Date of Award

5-2010

Degree Type

Masters Thesis

Degree Name

Master of Science (MS)

Department

Psychology

Committee Chair

Daniel Tingstrom

Committee Chair Department

Psychology

Committee Member 2

Heather E. Sterling-Turner

Committee Member 2 Department

Psychology

Committee Member 3

Joe Olmi

Committee Member 3 Department

Psychology

Abstract

The present study evaluated the effectiveness of 2 time-out procedures for increasing escape-maintained compliance to first-time, parent-issued instructions. Children completed a screening process to determine that each participant exhibited low levels of compliance that were escape-maintained.
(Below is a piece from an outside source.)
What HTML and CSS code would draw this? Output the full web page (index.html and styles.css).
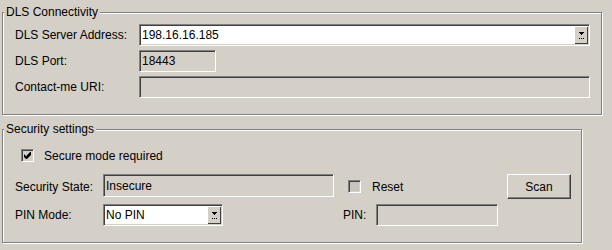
FILE: index.html
```html
<!DOCTYPE html>
<html lang="en">
<head>
    <meta charset="UTF-8">
    <meta name="viewport" content="width=device-width, initial-scale=1.0">
    <title>DLS Settings</title>
    <link rel="stylesheet" href="styles.css">
</head>
<body>
    <div class="panel">
        <div class="group group-dls">
            <span class="group-title">DLS Connectivity</span>
            <div class="form-grid">
                <label>DLS Server Address:</label>
                <div class="combo">
                    <span class="value">198.16.16.185</span>
                    <span class="drop-btn">
                        <svg width="7" height="8" viewBox="0 0 7 8"><path d="M1 0h5v1H1zM2 1h3v1H2zM3 2h1v1H3zM1 6h1v1H1zM3 6h1v1H3zM5 6h1v1H5z" fill="#000"/></svg>
                    </span>
                </div>
                <label>DLS Port:</label>
                <div class="field port">18443</div>
                <label>Contact-me URI:</label>
                <div class="field"></div>
            </div>
        </div>

        <div class="group group-security">
            <span class="group-title">Security settings</span>
            <div class="check-row">
                <span class="checkbox">
                    <svg width="7" height="7" viewBox="0 0 7 7"><path d="M6 0h1v3L3 7H2L0 5V2l2 2.2z" fill="#000"/></svg>
                </span>
                <span>Secure mode required</span>
            </div>
            <div class="security-grid">
                <label class="c1">Security State:</label>
                <div class="field state">Insecure</div>
                <div class="reset">
                    <span class="checkbox disabled"></span>
                    <span>Reset</span>
                </div>
                <button class="btn">Scan</button>

                <label class="c1">PIN Mode:</label>
                <div class="combo pin-mode">
                    <span class="value">No PIN</span>
                    <span class="drop-btn">
                        <svg width="7" height="8" viewBox="0 0 7 8"><path d="M1 0h5v1H1zM2 1h3v1H2zM3 2h1v1H3zM1 6h1v1H1zM3 6h1v1H3zM5 6h1v1H5z" fill="#000"/></svg>
                    </span>
                </div>
                <label class="pin-label">PIN:</label>
                <div class="field pin"></div>
            </div>
        </div>
    </div>
</body>
</html>
```

FILE: styles.css
```css
body {
    margin: 0;
    height: 250px;
    overflow: hidden;
    background-color: #d4d0c8;
    font-family: "Liberation Sans", Arial, sans-serif;
    font-size: 12px;
    color: #000;
}

.panel {
    padding: 12px 0 0 2px;
}

/* etched group box */
.group {
    position: relative;
    box-sizing: border-box;
    border: 1px solid #808080;
    box-shadow: inset 1px 1px 0 #fff, 1px 1px 0 #fff;
}

.group-title {
    position: absolute;
    top: -8px;
    left: 1px;
    padding: 0 2px;
    line-height: 14px;
    background-color: #d4d0c8;
}

.group-dls {
    width: 600px;
    height: 103px;
    padding: 11px 11px 0 12px;
}

.group-security {
    width: 580px;
    height: 114px;
    margin-top: 14px;
    padding: 19px 0 0 12px;
}

.form-grid {
    display: grid;
    grid-template-columns: 124px 1fr;
    grid-auto-rows: 22px;
    row-gap: 4px;
    align-items: center;
}

/* sunken inputs */
.field,
.combo {
    box-sizing: border-box;
    height: 22px;
    display: flex;
    align-items: center;
    padding-left: 2px;
    border-style: solid;
    border-width: 1px;
    border-color: #808080 #fff #fff #808080;
    box-shadow: inset 1px 1px 0 #404040, inset -1px -1px 0 #d4d0c8;
    background-color: #d4d0c8;
    white-space: nowrap;
}

.combo {
    background-color: #fff;
    padding: 1px 1px 1px 2px;
    align-items: stretch;
}

.combo .value {
    flex: 1;
    display: flex;
    align-items: center;
}

.drop-btn {
    width: 14px;
    display: flex;
    justify-content: center;
    align-items: flex-start;
    padding-top: 6px;
    box-sizing: border-box;
    background-color: #d4d0c8;
    box-shadow: inset 1px 1px 0 #fff, inset -1px -1px 0 #404040;
}

.port {
    width: 77px;
}

.check-row {
    display: flex;
    align-items: center;
    gap: 10px;
    height: 13px;
    margin-left: 6px;
    margin-bottom: 12px;
}

.checkbox {
    box-sizing: border-box;
    width: 13px;
    height: 13px;
    display: flex;
    justify-content: center;
    align-items: center;
    border-style: solid;
    border-width: 1px;
    border-color: #808080 #fff #fff #808080;
    box-shadow: inset 1px 1px 0 #404040, inset -1px -1px 0 #d4d0c8;
    background-color: #d4d0c8;
}

.checkbox.disabled {
    background-color: #c8c4bc;
}

.security-grid {
    display: grid;
    grid-template-columns: 88px 231px 9px 33px 122px 9px 64px;
    grid-template-rows: 25px 22px;
    row-gap: 5px;
    align-items: center;
}

.c1 {
    grid-column: 1;
}

.state {
    grid-column: 2;
    height: 23px;
    align-self: start;
}

.reset {
    grid-column: 4 / span 2;
    display: flex;
    align-items: center;
    gap: 11px;
    margin-left: 5px;
}

.btn {
    grid-column: 7;
    height: 25px;
    margin: 0;
    padding: 0;
    font: inherit;
    color: #000;
    background-color: #d4d0c8;
    border: 1px solid;
    border-color: #fff #404040 #404040 #fff;
    box-shadow: inset -1px -1px 0 #808080;
}

.pin-mode {
    grid-column: 2;
    width: 120px;
}

.pin-label {
    grid-column: 4;
}

.pin {
    grid-column: 5;
}
```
Two nonconcurrent multiple baseline across participants designs with a crossover element between each pair were conducted to assess the effectiveness of TO and TO-EE at reducing escape-maintained noncompliance. Parents were trained to implement TO and TO-EE. TO and TO-EE were both effective at establishing and maintaining compliance levels at or above 80% when preceded by baseline and when preceded by the other time-out procedure. Results indicated that TO and TO-EE procedures were both effective for increasing compliance levels in children whose noncompliance is escape-maintained. The findings from this study are discussed in the context of previous research investigating the effectiveness of time-out to decrease escape-maintained noncompliance.